++++ SUPPLIED MATERIAL
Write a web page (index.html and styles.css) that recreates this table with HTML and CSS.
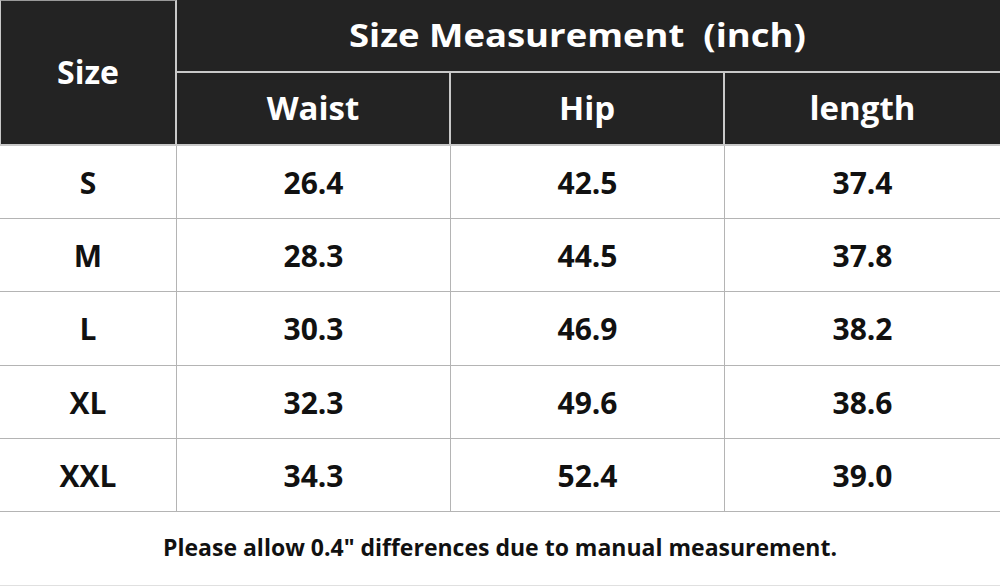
FILE: index.html
```html
<!DOCTYPE html>
<html>
<head>
<meta charset="utf-8">
<link rel="stylesheet" href="styles.css">
</head>
<body>
<div class="chart">
  <div class="cell head size-head">Size</div>
  <div class="cell head title"><span class="wide">Size Measurement&nbsp; (inch)</span></div>
  <div class="cell head">Waist</div>
  <div class="cell head">Hip</div>
  <div class="cell head last">length</div>

  <div class="cell">S</div><div class="cell">26.4</div><div class="cell">42.5</div><div class="cell last">37.4</div>
  <div class="cell">M</div><div class="cell">28.3</div><div class="cell">44.5</div><div class="cell last">37.8</div>
  <div class="cell">L</div><div class="cell">30.3</div><div class="cell">46.9</div><div class="cell last">38.2</div>
  <div class="cell">XL</div><div class="cell">32.3</div><div class="cell">49.6</div><div class="cell last">38.6</div>
  <div class="cell">XXL</div><div class="cell">34.3</div><div class="cell">52.4</div><div class="cell last">39.0</div>

  <div class="cell note">Please allow 0.4" differences due to manual measurement.</div>
</div>
</body>
</html>
```

FILE: styles.css
```css
html, body {
  margin: 0;
  padding: 0;
  background: #ffffff;
}
.chart {
  width: 1000px;
  height: 586px;
  display: grid;
  grid-template-columns: 177px 274px 274px 275px;
  grid-template-rows: 73px 73px 73px 73px 74px 73px 73px 74px;
  font-family: "Open Sans", "Noto Sans", sans-serif;
  font-weight: 700;
  color: #111111;
  box-sizing: border-box;
}
.cell {
  display: flex;
  align-items: center;
  justify-content: center;
  font-size: 30px;
  border-right: 1px solid #b4b4b4;
  border-bottom: 1px solid #b4b4b4;
  box-sizing: border-box;
}
.cell.last {
  border-right: none;
}
.head {
  background: #232323;
  color: #ffffff;
  font-size: 33px;
  border-color: #c8c8c8;
  border-width: 0 2px 2px 0;
  padding-bottom: 2px;
}
.head.last {
  border-right: none;
}
.size-head {
  grid-row: 1 / span 2;
  font-size: 32px;
  border-left: 1px solid #c8c8c8;
  border-top: 1px solid #9a9a9a;
}
.title {
  grid-column: 2 / span 3;
  border-right: none;
  font-size: 32px;
  padding-right: 22px;
}
.wide {
  display: inline-block;
  transform: scaleX(1.14);
}
.note {
  grid-column: 1 / span 4;
  font-size: 23px;
  border-right: none;
  border-bottom: 1px solid #e0e0e0;
  padding-bottom: 3px;
}
```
++++++++
--- WHAT THE TASK REQUIRES ---
Keep every word of the data as it is when you write it out, but drop the pictures.

--- WRITTEN ANSWER ---
Write a web page (index.html and styles.css) that recreates this table with HTML and CSS.
FILE: index.html
```html
<!DOCTYPE html>
<html>
<head>
<meta charset="utf-8">
<link rel="stylesheet" href="styles.css">
</head>
<body>
<div class="chart">
  <div class="cell head size-head">Size</div>
  <div class="cell head title"><span class="wide">Size Measurement&nbsp; (inch)</span></div>
  <div class="cell head">Waist</div>
  <div class="cell head">Hip</div>
  <div class="cell head last">length</div>

  <div class="cell">S</div><div class="cell">26.4</div><div class="cell">42.5</div><div class="cell last">37.4</div>
  <div class="cell">M</div><div class="cell">28.3</div><div class="cell">44.5</div><div class="cell last">37.8</div>
  <div class="cell">L</div><div class="cell">30.3</div><div class="cell">46.9</div><div class="cell last">38.2</div>
  <div class="cell">XL</div><div class="cell">32.3</div><div class="cell">49.6</div><div class="cell last">38.6</div>
  <div class="cell">XXL</div><div class="cell">34.3</div><div class="cell">52.4</div><div class="cell last">39.0</div>

  <div class="cell note">Please allow 0.4" differences due to manual measurement.</div>
</div>
</body>
</html>
```

FILE: styles.css
```css
html, body {
  margin: 0;
  padding: 0;
  background: #ffffff;
}
.chart {
  width: 1000px;
  height: 586px;
  display: grid;
  grid-template-columns: 177px 274px 274px 275px;
  grid-template-rows: 73px 73px 73px 73px 74px 73px 73px 74px;
  font-family: "Open Sans", "Noto Sans", sans-serif;
  font-weight: 700;
  color: #111111;
  box-sizing: border-box;
}
.cell {
  display: flex;
  align-items: center;
  justify-content: center;
  font-size: 30px;
  border-right: 1px solid #b4b4b4;
  border-bottom: 1px solid #b4b4b4;
  box-sizing: border-box;
}
.cell.last {
  border-right: none;
}
.head {
  background: #232323;
  color: #ffffff;
  font-size: 33px;
  border-color: #c8c8c8;
  border-width: 0 2px 2px 0;
  padding-bottom: 2px;
}
.head.last {
  border-right: none;
}
.size-head {
  grid-row: 1 / span 2;
  font-size: 32px;
  border-left: 1px solid #c8c8c8;
  border-top: 1px solid #9a9a9a;
}
.title {
  grid-column: 2 / span 3;
  border-right: none;
  font-size: 32px;
  padding-right: 22px;
}
.wide {
  display: inline-block;
  transform: scaleX(1.14);
}
.note {
  grid-column: 1 / span 4;
  font-size: 23px;
  border-right: none;
  border-bottom: 1px solid #e0e0e0;
  padding-bottom: 3px;
}
```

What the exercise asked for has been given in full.